Solve tan^2a=tanbtanc: Prove and Simplify

[shravan]

sin(a+b)/sin(a+c)=[ sin(2b)/sin(2c)]^(1/2)
then prove tan^2a=tanbtanc
I have reached till {tan(a)cos(b)+ sin(b)} * {sin(c)cos(c)}^(1/2)=
{tan(a)cos(c)+sin(c)}* { sin(b) cos(b)}^(1/2)

 

[marlon]

sin(a+b)/sin(a+c)=[ sin(2b)/sin(2c)]^(1/2)
then prove tan^2a=tanbtanc
I have reached till {tan(a)cos(b)+ sin(b)} * {sin(c)cos(c)}^(1/2)=
{tan(a)cos(c)+sin(c)}* { sin(b) cos(b)}^(1/2)

Can you assume that a+b+c = 180 degrees ?

I think there is something missing in your question. How elese can you prove the first equality ?

Or is it given ? In that case, you can find a connection between the angles by manipulating this first equality.

marlon

 

[Gale]

you have all the info you need. i squared everything, and then solved for tan^2a. its messy, but it does work out. when you square it all, the tana terms cancel. and then you just have to factor and divide ect.

 

[shravan]

no there is no relation between the angles.the relation given is not going to help much.

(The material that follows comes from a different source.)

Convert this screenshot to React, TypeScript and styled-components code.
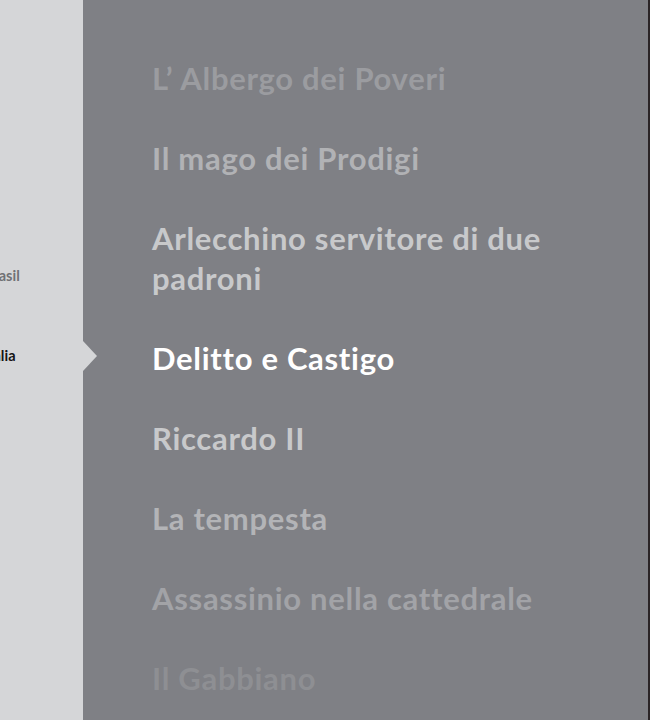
import React from 'react';
import styled, { createGlobalStyle } from 'styled-components';

const GlobalStyle = createGlobalStyle`
  html, body {
    margin: 0;
    padding: 0;
    background: #7f8085;
  }
`;

const countries = [
  { name: 'Brasil', active: false },
  { name: 'Italia', active: true },
];

const plays = [
  { title: 'L’ Albergo dei Poveri', color: '#9b9ca0' },
  { title: 'Il mago dei Prodigi', color: '#b1b2b5' },
  { title: 'Arlecchino servitore di due padroni', color: '#c8c9cb' },
  { title: 'Delitto e Castigo', color: '#ffffff' },
  { title: 'Riccardo II', color: '#c8c9cb' },
  { title: 'La tempesta', color: '#b3b4b7' },
  { title: 'Assassinio nella cattedrale', color: '#a2a3a7' },
  { title: 'Il Gabbiano', color: '#8e8f93' },
];

const App: React.FC = () => {
  return (
    <>
      <GlobalStyle />
      <Page>
        <Sidebar>
          <CountryList>
            {countries.map(c => (
              <Country key={c.name} $active={c.active}>
                {c.name}
              </Country>
            ))}
          </CountryList>
        </Sidebar>
        <Main>
          <PlayList>
            {plays.map(p => (
              <Play key={p.title} $color={p.color}>
                {p.title}
              </Play>
            ))}
          </PlayList>
        </Main>
        <EdgeStrip />
      </Page>
    </>
  );
};

const Page = styled.div`
  display: flex;
  width: 650px;
  height: 720px;
  overflow: hidden;
  font-family: Lato, 'Liberation Sans', sans-serif;
`;

const Sidebar = styled.aside`
  position: relative;
  z-index: 1;
  flex: 0 0 83px;
  background: #d5d6d8;
`;

// the country names run past the left edge, as in a scrolled carousel
const CountryList = styled.ul`
  list-style: none;
  margin: 0 0 0 -16px;
  padding: 256px 0 0;
  display: flex;
  flex-direction: column;
  gap: 40px;
`;

const Country = styled.li<{ $active: boolean }>`
  position: relative;
  font-size: 14.5px;
  font-weight: 700;
  line-height: 40px;
  white-space: nowrap;
  color: ${p => (p.$active ? '#141414' : '#707175')};

  &::after {
    content: '';
    display: ${p => (p.$active ? 'block' : 'none')};
    position: absolute;
    left: 100%;
    top: 50%;
    transform: translateY(-50%);
    width: 0;
    height: 0;
    border-left: 14px solid #d5d6d8;
    border-top: 15px solid transparent;
    border-bottom: 15px solid transparent;
  }
`;

const Main = styled.main`
  flex: 1;
  background: #7f8085;
  padding: 58px 0 0 69px;
`;

const PlayList = styled.ul`
  list-style: none;
  margin: 0;
  padding: 0;
  display: flex;
  flex-direction: column;
  gap: 40px;
`;

const Play = styled.li<{ $color: string }>`
  max-width: 430px;
  font-size: 31px;
  font-weight: 700;
  line-height: 40px;
  letter-spacing: 0.7px;
  color: ${p => p.$color};
`;

const EdgeStrip = styled.div`
  flex: 0 0 2px;
  background: #2a2426;
`;

export default App;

I think I will be getting a method for that sum.however thank u

 

[Gale]

it works out. i said that already. just keep trucking. like i said, square everything and start gathering terms. its just a lot of math, but it does work.

 

[NogardMX]

try using some of these identities

Tan=cos/sin

Sin(a+b)=
SinaCosb+CosaSinb

Cos(a+b)
CosaCosb-SinaSinb

ya that's my knowledge of trig

 

[Gale]

the OP already used those identities. the only other identy needed is knowing tanx= sinx/cosx. otherwise its all just rearranging the equation.